Class format matters too. Large classes can work for motivated learners who only need extra exposure. But children who are easily distracted, anxious, or inconsistent often do better in smaller groups where teachers can adjust pace, correct misconceptions early, and build confidence more intentionally.
Finally, watch for how a programme defines success. If the promise is only more practice, be cautious. Practice is useful, but not if it becomes repetitive and exhausting. Look for teaching that develops understanding, thinking, and the habits that make future learning easier.
A better way to think about results
Parents naturally want to know whether a programme will improve grades. That is a fair question. But grades are usually the visible result of several invisible changes happening underneath.
A child improves when they can attend better, remember better, read more accurately, manage time with less prompting, and recover from mistakes without shutting down.
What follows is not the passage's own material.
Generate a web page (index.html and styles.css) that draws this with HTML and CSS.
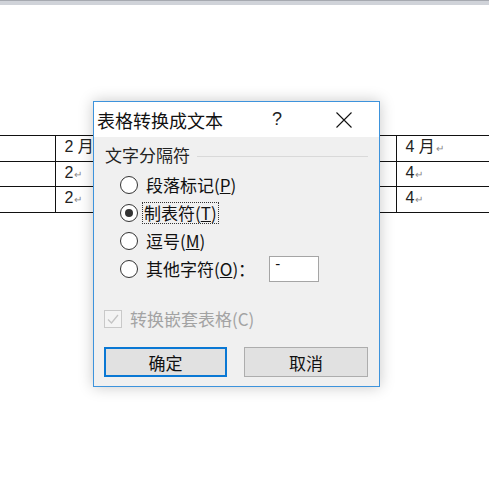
FILE: index.html
```html
<!DOCTYPE html>
<html lang="zh-CN">
<head>
<meta charset="utf-8">
<title>表格转换成文本</title>
<link rel="stylesheet" href="styles.css">
</head>
<body>
<div class="topbar"></div>
<div class="page">
  <table class="doc-table">
    <tr><td class="c1"></td><td class="c2">2 月<span class="pm">↵</span></td><td class="c3"></td><td class="c4"></td><td class="c5">4 月<span class="pm">↵</span></td></tr>
    <tr><td class="c1"></td><td class="c2">2<span class="pm">↵</span></td><td class="c3"></td><td class="c4"></td><td class="c5">4<span class="pm">↵</span></td></tr>
    <tr><td class="c1"></td><td class="c2">2<span class="pm">↵</span></td><td class="c3"></td><td class="c4"></td><td class="c5">4<span class="pm">↵</span></td></tr>
  </table>
</div>

<div class="dialog">
  <div class="titlebar">
    <span class="title">表格转换成文本</span>
    <span class="help">?</span>
    <span class="close">
      <svg width="16" height="16" viewBox="0 0 16 16"><path d="M0.5 0.5 L15.5 15.5 M15.5 0.5 L0.5 15.5" stroke="#111" stroke-width="1.1" fill="none"/></svg>
    </span>
  </div>
  <div class="body">
    <div class="group-head">
      <span class="group-label">文字分隔符</span>
      <span class="group-line"></span>
    </div>
    <div class="radios">
      <div class="radio-row"><span class="radio"></span><span class="rlabel">段落标记(<u>P</u>)</span></div>
      <div class="radio-row"><span class="radio checked"></span><span class="rlabel focus">制表符(<u>T</u>)</span></div>
      <div class="radio-row"><span class="radio"></span><span class="rlabel">逗号(<u>M</u>)</span></div>
      <div class="radio-row"><span class="radio"></span><span class="rlabel">其他字符(<u>O</u>)：</span><span class="textbox">-</span></div>
    </div>
    <div class="check-row">
      <span class="checkbox">
        <svg width="14" height="14" viewBox="0 0 14 14"><path d="M2 7.5 L5.5 11 L12 3" stroke="#c4c4c4" stroke-width="1.3" fill="none"/></svg>
      </span>
      <span class="clabel">转换嵌套表格(C)</span>
    </div>
    <div class="buttons">
      <span class="btn primary">确定</span>
      <span class="btn">取消</span>
    </div>
  </div>
</div>
</body>
</html>
```

FILE: styles.css
```css
* { box-sizing: border-box; }
html, body { margin: 0; padding: 0; }
body {
  width: 489px;
  height: 502px;
  overflow: hidden;
  background: #fff;
  font-family: "Noto Sans CJK SC", "Noto Sans", sans-serif;
  position: relative;
}
.topbar {
  height: 5px;
  background: #d0d3d9;
  border-top: 1px solid #a6a9b0;
}
.page {
  padding-top: 130px;
}
.doc-table {
  border-collapse: collapse;
  table-layout: fixed;
  width: 489px;
}
.doc-table td {
  height: 25.5px;
  border: 1px solid #111;
  padding: 0 0 0 9px;
  font-family: "Liberation Sans", "Noto Sans CJK SC", sans-serif;
  font-size: 16px;
  line-height: 22px;
  color: #222;
  white-space: nowrap;
  overflow: hidden;
  vertical-align: middle;
}
.doc-table td.c1 { width: 55px; border-left: none; }
.doc-table td.c2 { width: 170px; }
.doc-table td.c3 { width: 100px; }
.doc-table td.c4 { width: 71px; }
.doc-table td.c5 { width: 93px; border-right: none; }
.pm {
  font-size: 10px;
  color: #888;
  margin-left: 1px;
}

.dialog {
  position: absolute;
  left: 93px;
  top: 101px;
  width: 287px;
  height: 286px;
  border: 1px solid #3d93dc;
  background: #f0f0f0;
  box-shadow: 0 0 14px rgba(0, 0, 0, 0.22);
  display: flex;
  flex-direction: column;
}
.titlebar {
  height: 35px;
  background: #fff;
  display: flex;
  align-items: center;
  padding-left: 3px;
}
.title {
  font-size: 18px;
  line-height: 22px;
  color: #111;
  width: 175px;
}
.help {
  font-family: "Liberation Sans", sans-serif;
  font-size: 18px;
  color: #222;
  width: 64px;
}
.close {
  display: flex;
  align-items: center;
}
.body {
  flex: 1;
  display: flex;
  flex-direction: column;
  padding: 8px 11px 0 10px;
}
.group-head {
  display: flex;
  align-items: center;
  height: 20px;
}
.group-label {
  font-size: 17px;
  line-height: 20px;
  color: #222;
  padding-left: 1px;
}
.group-line {
  flex: 1;
  height: 1px;
  background: #d9d9d9;
  margin-left: 7px;
  margin-top: 2px;
}
.radios {
  margin-top: 6px;
  display: flex;
  flex-direction: column;
}
.radio-row {
  height: 28px;
  display: flex;
  align-items: center;
  padding-left: 16px;
}
.radio {
  width: 18px;
  height: 18px;
  border: 1px solid #333;
  border-radius: 50%;
  background: #fff;
  display: flex;
  align-items: center;
  justify-content: center;
}
.radio.checked::after {
  content: "";
  width: 8px;
  height: 8px;
  border-radius: 50%;
  background: #333;
}
.rlabel {
  font-size: 17px;
  line-height: 20px;
  color: #111;
  margin-left: 6px;
  padding: 0 1px;
  border: 1px solid transparent;
}
.rlabel.focus {
  border: 1px dotted #333;
  margin-left: 4px;
}
.textbox {
  width: 50px;
  height: 26px;
  margin-left: 12px;
  background: #fff;
  border: 1px solid #a5a5a5;
  font-family: "Liberation Sans", sans-serif;
  font-size: 15px;
  line-height: 14px;
  padding-left: 5px;
  color: #111;
}
.check-row {
  margin-top: 27px;
  display: flex;
  align-items: center;
  height: 18px;
}
.checkbox {
  width: 18px;
  height: 18px;
  border: 1px solid #c9c9c9;
  background: #f4f4f4;
  display: flex;
  align-items: center;
  justify-content: center;
}
.clabel {
  font-size: 17px;
  line-height: 20px;
  color: #a3a3a3;
  margin-left: 8px;
}
.buttons {
  margin-top: 19px;
  display: flex;
  gap: 17px;
}
.btn {
  width: 124px;
  height: 30px;
  background: #e1e1e1;
  border: 1px solid #adadad;
  display: flex;
  align-items: center;
  justify-content: center;
  font-size: 17px;
  color: #111;
}
.btn.primary {
  width: 123px;
  border: 2px solid #0a78d4;
}
```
Subject mastery matters, but so does the ability to learn efficiently. When both are developed together, progress tends to be steadier and less stressful.
That is why the strongest educational support does not force a choice between academic rigour and child development. It respects both. At ILLAC Singapore, this blended view is central because families do not just want a child who scores better for one term. They want a child who becomes more capable, more resilient, and more confident over time.
If you are weighing tuition against enrichment, do not ask which sounds more impressive. Ask which gap is costing your child the most right now, and which support will help them not only catch up, but grow stronger in the way they learn. That is usually where the real progress begins.